"Darrick J. Wong" <[email protected]> writes:
> Hi there,
>
> I'm seeing a driver hang with 2.6.22-rc3 while being slightly stupid
> about offlining CPUs. I suspect that this problem extends beyond a
> particular machine, as I've been able to replicate it with an IBM x3650
> and an IBM x3755. This is what I'm doing:
>
> 1) I tie an IRQ to a particular CPU via /proc/irq/XXX/smp_affinity (IRQ
> 4341 is the network card and we're picking on CPU1 in this example):
> echo 2 > /proc/irq/4341/smp_affinity
>
> 2) I then take CPU1 offline:
> echo 0 > /sys/devices/system/cpu/cpu1/online
>
> 3) The kernel prints this:
> [ 1101.968040] Breaking affinity for irq 4341
> [ 1102.074019] CPU 1 is now offline
> [ 1102.081593] lockdep: not fixing up alternatives.
> [ 1112.886919] nfs: server 9.47.66.169 not responding, still trying
>
> After step 2 the system never sees interrupts from the network card and
> remains hung like that until CPU1 is brought back up.
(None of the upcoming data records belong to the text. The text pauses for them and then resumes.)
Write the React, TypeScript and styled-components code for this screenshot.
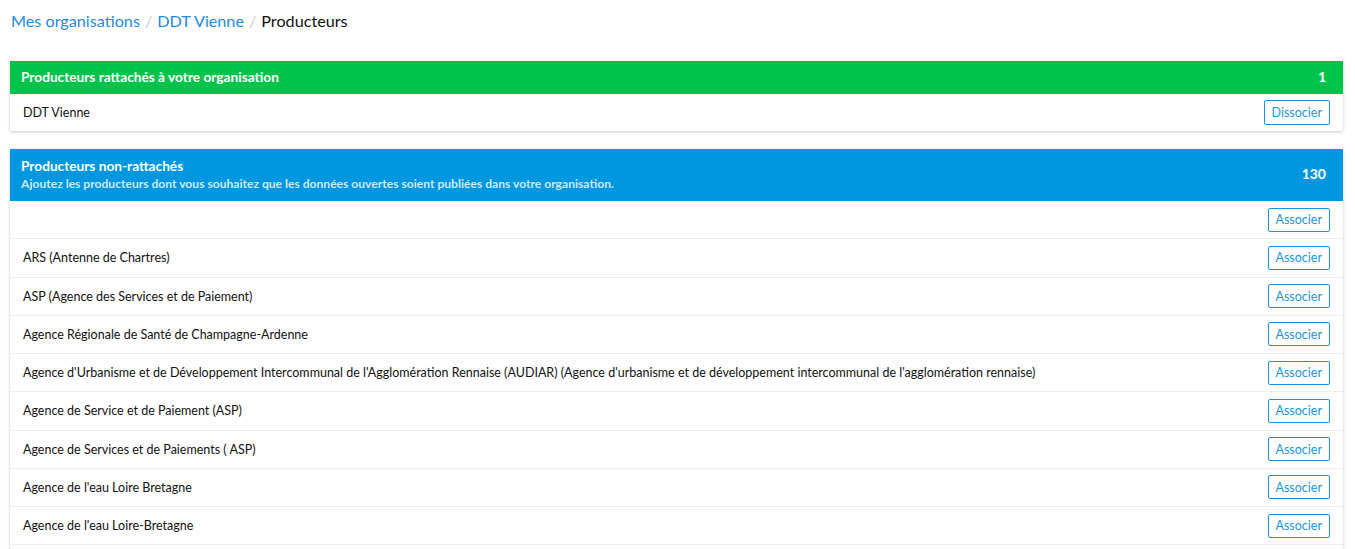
import React from "react";
import styled, { createGlobalStyle } from "styled-components";

const Global = createGlobalStyle`
  html, body { margin: 0; padding: 0; background: #fff; }
  body { font-family: Lato, "Open Sans", "Liberation Sans", sans-serif; color: #111; }
  * { box-sizing: border-box; }
`;

const Page = styled.div`
  padding: 10px 12px 0 10px;
`;

const Crumbs = styled.nav`
  display: flex;
  align-items: center;
  font-size: 16.2px;
  height: 21px;
  padding-left: 1px;
  margin-bottom: 30px;
`;

const CrumbLink = styled.a`
  color: #1f8ae0;
  text-decoration: none;
`;

const Sep = styled.span`
  color: #ccc;
  padding: 0 5px;
`;

const Current = styled.span`
  color: #111;
`;

const Panel = styled.section`
  background: #fff;
  box-shadow: 0 1px 3px rgba(0, 0, 0, 0.22);
  margin-bottom: 18px;
`;

const Header = styled.header<{ $bg: string; $tall?: boolean }>`
  background: ${(p) => p.$bg};
  color: #fff;
  display: flex;
  align-items: center;
  justify-content: space-between;
  padding: 0 17px 3px 11px;
  height: ${(p) => (p.$tall ? "52px" : "33px")};
`;

const HeadText = styled.div`
  display: flex;
  flex-direction: column;
  gap: 3px;
`;

const Title = styled.div`
  font-weight: 700;
  font-size: 13.7px;
  line-height: 17px;
`;

const Sub = styled.div`
  font-weight: 700;
  font-size: 12.1px;
  line-height: 14px;
  color: rgba(255, 255, 255, 0.82);
`;

const Count = styled.div`
  font-weight: 700;
  font-size: 14px;
`;

const Row = styled.div<{ $h: number }>`
  display: flex;
  align-items: center;
  justify-content: space-between;
  height: ${(p) => p.$h}px;
  padding: 0 13px;
  font-size: 12.5px;
  border-bottom: 1px solid #eee;
  &:last-child { border-bottom: none; }
`;

const Btn = styled.button<{ $tall?: boolean }>`
  font-family: inherit;
  font-size: 12.5px;
  color: #1a95dc;
  background: #fff;
  border: 1px solid #1a95dc;
  border-radius: 2px;
  height: ${(p) => (p.$tall ? "25px" : "24px")};
  padding: 0 7px;
  cursor: pointer;
`;

const names = [
  "",
  "ARS (Antenne de Chartres)",
  "ASP (Agence des Services et de Paiement)",
  "Agence Régionale de Santé de Champagne-Ardenne",
  "Agence d'Urbanisme et de Développement Intercommunal de l'Agglomération Rennaise (AUDIAR) (Agence d'urbanisme et de développement intercommunal de l'agglomération rennaise)",
  "Agence de Service et de Paiement (ASP)",
  "Agence de Services et de Paiements ( ASP)",
  "Agence de l'eau Loire Bretagne",
  "Agence de l'eau Loire-Bretagne",
  "Agence de l'eau Seine-Normandie",
];

export default function App() {
  return (
    <>
      <Global />
      <Page>
        <Crumbs>
          <CrumbLink href="#">Mes organisations</CrumbLink>
          <Sep>/</Sep>
          <CrumbLink href="#">DDT Vienne</CrumbLink>
          <Sep>/</Sep>
          <Current>Producteurs</Current>
        </Crumbs>

        <Panel>
          <Header $bg="#00c34a">
            <Title>Producteurs rattachés à votre organisation</Title>
            <Count>1</Count>
          </Header>
          <Row $h={37}>
            <span>DDT Vienne</span>
            <Btn $tall>Dissocier</Btn>
          </Row>
        </Panel>

        <Panel>
          <Header $bg="#0096e0" $tall>
            <HeadText>
              <Title>Producteurs non-rattachés</Title>
              <Sub>Ajoutez les producteurs dont vous souhaitez que les données ouvertes soient publiées dans votre organisation.</Sub>
            </HeadText>
            <Count>130</Count>
          </Header>
          {names.map((n, i) => (
            <Row key={i} $h={38.25}>
              <span>{n}</span>
              <Btn>Associer</Btn>
            </Row>
          ))}
        </Panel>
      </Page>
    </>
  );
}
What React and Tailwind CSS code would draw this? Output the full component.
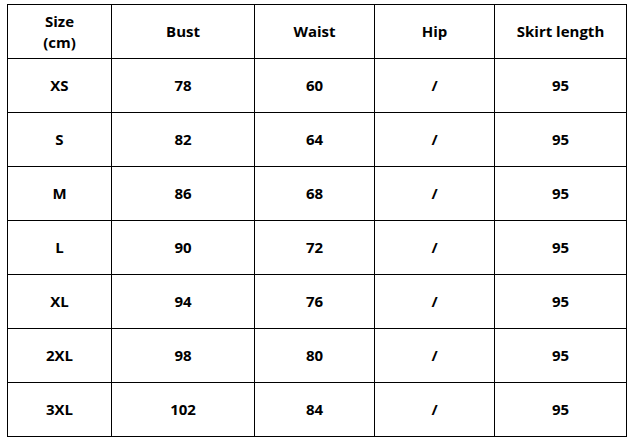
const headers = ['Size\n(cm)', 'Bust', 'Waist', 'Hip', 'Skirt length']

const rows = [
    ['XS', '78', '60', '/', '95'],
    ['S', '82', '64', '/', '95'],
    ['M', '86', '68', '/', '95'],
    ['L', '90', '72', '/', '95'],
    ['XL', '94', '76', '/', '95'],
    ['2XL', '98', '80', '/', '95'],
    ['3XL', '102', '84', '/', '95'],
]

const Cell = ({ children }) => (
    <div className="bg-white flex items-center justify-center text-center whitespace-pre-line leading-[21px]">
        {children}
    </div>
)

const App = () => {
    return (
        <div className="w-[633px] h-[442px] bg-white pt-[4px] pl-[7px] text-black text-[15px] font-bold" style={{ fontFamily: '"Open Sans", "Noto Sans", sans-serif' }}>
            <div className="grid grid-cols-[103px_142px_119px_119px_131px] auto-rows-[53px] gap-px bg-black p-px w-fit">
                {headers.map(h => <Cell key={h}>{h}</Cell>)}
                {rows.map(r => r.map((v, i) => <Cell key={r[0] + i}>{v}</Cell>))}
            </div>
        </div>
    )
}

export default App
It looks as
> though the kernel is trying to reroute the IRQ (or so I'm assuming from
> the "Breaking affinity" message), but this doesn't ever happen, so the
> the kernel stops seeing interrupts from the device.
>
> Granted, one should not be offlining the CPU that is currently
> designated to handle an IRQ, but I suspect that the kernel ought at a
> minimum to reject the offlining or route the IRQ to any online CPU
> instead of screwing things up.
I agree.
> There exists a similar scenario. Set the IRQ affinity to a bunch of
> CPUs, watch /proc/interrupts to see which CPU is actually servicing the
> interrupts, then offline that CPU. The kernel does not reroute the IRQ
> to any of the other CPUs and the device also hangs.
>
> The furthest that I've dug is that it works on 2.6.17 and is broken in
> 2.6.22-rc3 and 2.6.21. Will git-bisect further, but I wanted to know if
> anyone else has seen this sort of problem. afaik, this seems to happen
> with both IOAPIC and MSI interrupts, possibly more.
Thanks for the bug report. I'm chuckling because I just submitted a
patch to count that whole code path as broken, based on code review.
It is trying to do something that the hardware can not reliably
accomplish.
Now I am surprised you were seeing this with MSI as well because
the hardware should theoretically work in that case. However the
irq_fixup code has enough issues that I wouldn't be surprised if
it was just doing something stupid and wrong.